Amplia Therapeutics has handed investors something small biotechs rarely manage without a raised eyebrow from the market - a data update that looks better after independent review rather than worse. The company says a formal centralised assessment of its ACCENT pancreatic cancer study has lifted the tally of complete responses to five patients, taking the complete response rate to 7.8% across 64 patients treated with 400mg of narmafotinib in combination with gemcitabine and Abraxane. Median overall survival has also come in at 11.1 months, which management says is about two months better than chemotherapy alone, while tolerability remains broadly in line with standard treatment.
For investors, the headline is not merely that the numbers improved. It is that the improvement came from an independent central read using RECIST 1.1 criteria, the standard yardstick for measuring tumour response. That matters because centrally reviewed oncology data generally carry more weight than site investigator assessments. In plain English, the company is now leaning on a tougher referee - and still walking away with a stronger scorecard.
Pancreatic cancer is one of oncology’s graveyards for optimism, so complete responses are not just nice-to-have statistics. They are rare enough to make seasoned investors put down their coffee. Amplia compares its 7.8% complete response rate with 0.2% in the historical MPACT trial and 0.3% in the more recent NAPOLI 3 study for gemcitabine and Abraxane alone. Its objective response rate was updated to 35.9%, versus 23% in MPACT and 36.2% in NAPOLI 3.
The complete response figure is particularly eye-catching because it suggests narmafotinib may be doing something more meaningful than simply nudging tumours backwards a touch. A confirmed complete response means scans showed the disappearance of measurable tumours and metastases for at least two months without new lesions appearing. In this disease setting, that is about as close as one gets to a clinical showstopper without breaking out the confetti cannon.
That said, investors should keep both feet on the floor. ACCENT is a Phase 1b/2a, single-arm study, so the comparisons are against historical trials rather than a head-to-head control arm. Cross-trial comparisons can be informative, but they are never perfect because patient populations, trial design and treatment settings can differ. Even so, when a small study starts producing outcomes that sit comfortably beside, or even above, established benchmarks, the market tends to take notice.

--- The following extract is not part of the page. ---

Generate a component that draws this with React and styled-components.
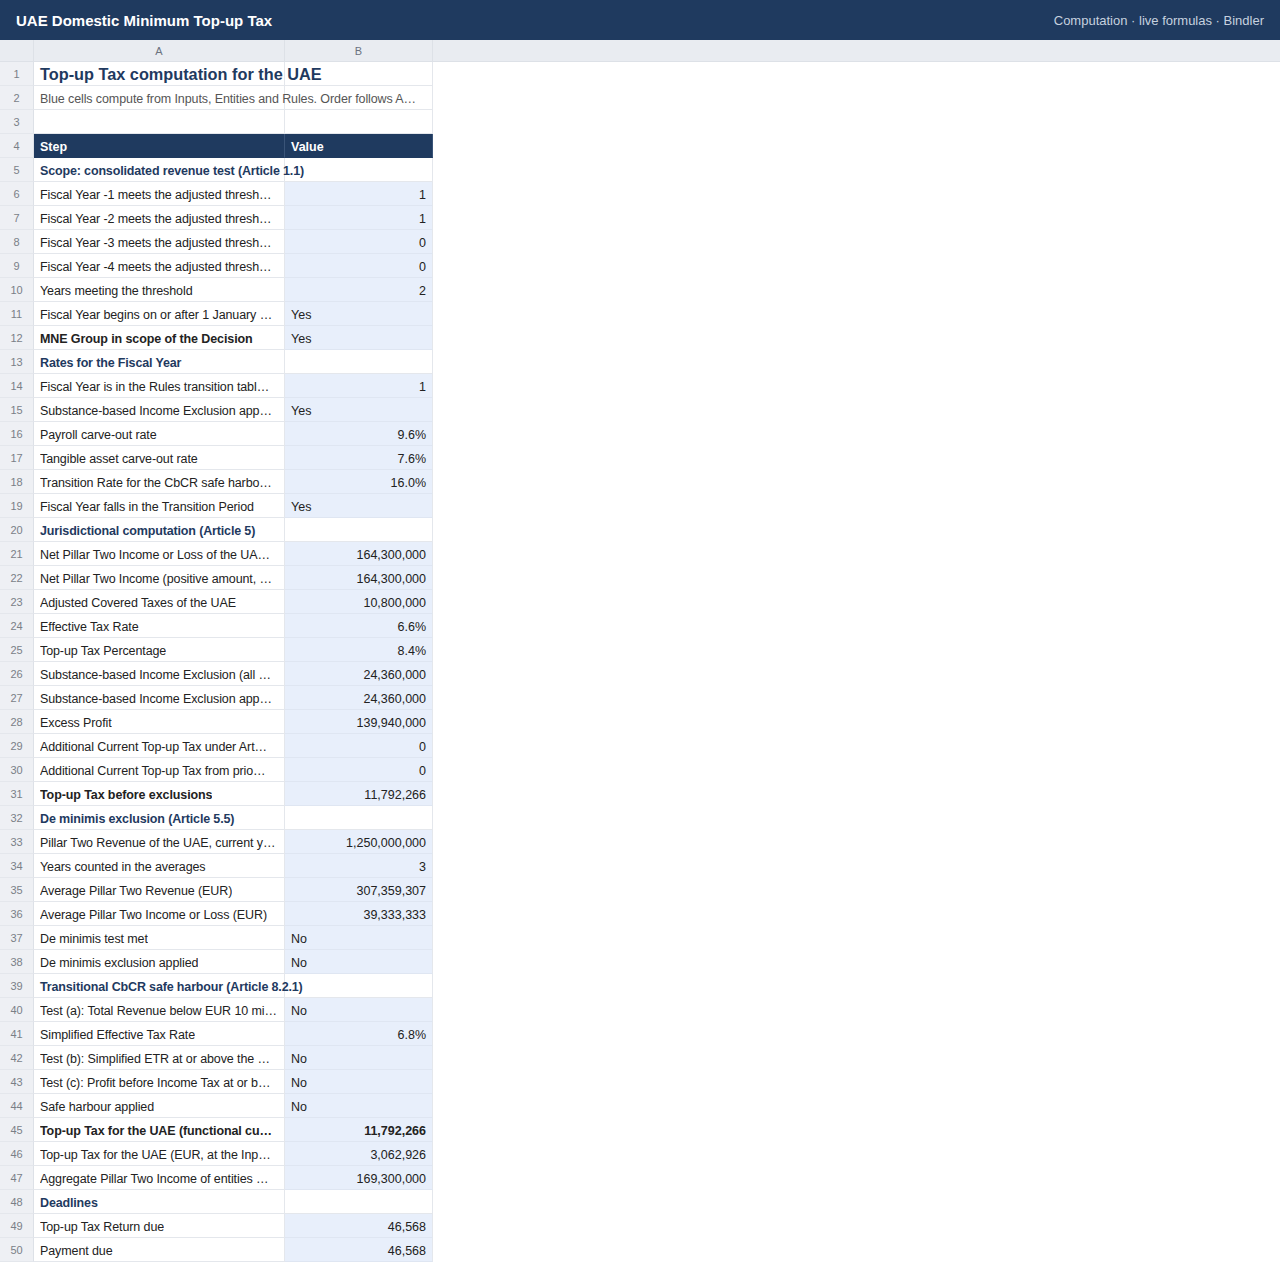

The 11.1-month median overall survival figure gives the update more ballast. Amplia notes this exceeds the 8.5 months reported in MPACT for gemcitabine-Abraxane and matches the 11.1 months achieved by NALIRIFOX in NAPOLI 3, the regimen that went on to win US FDA approval. That does not mean narmafotinib is destined for the same regulatory path, but it does place the result in commercially relevant company.
Just as importantly, the company says narmafotinib continues to be well tolerated, with an adverse event profile similar to chemotherapy alone. In oncology, efficacy gets the market excited, but tolerability is what keeps development programmes alive. A drug that adds survival without piling on toxicity has a much better chance of finding a place in the treatment landscape.
Amplia has also been selected to present the trial data at the annual meeting of the American Association of Cancer Research in April. For investors, that is not just a diary note. External presentation at a respected cancer meeting is one of the ways a small biotech moves from telling its own story to having that story interrogated by clinicians, researchers and potential partners.
Chief executive Dr Chris Burns has described the latest results as demonstrating significant clinical benefit and said the complete response rate offers new hope for first-line pancreatic cancer patients. Corporate language always deserves a pinch of salt, but the underlying message is clear enough: Amplia believes narmafotinib now has data strong enough to justify broader scientific scrutiny and, potentially, commercial interest.
The obvious question is whether these results can be converted into the sort of evidence regulators and larger pharmaceutical groups want to see. ACCENT is ongoing, with four patients still on study as of mid-March and one nearing 24 months on trial. More mature data could further strengthen the narrative, but the real prize is a later-stage study that confirms the benefit in a controlled setting.
For now, Amplia has improved the quality of its evidence, not just the gloss on the presentation slides. In a sector where many companies promise the moon and deliver a blurry snapshot, that is a meaningful distinction. The updated ACCENT data do not remove development risk, and pancreatic cancer remains a brutal proving ground. But they do suggest narmafotinib is edging from interesting to genuinely consequential - and that is usually when investors start paying closer attention.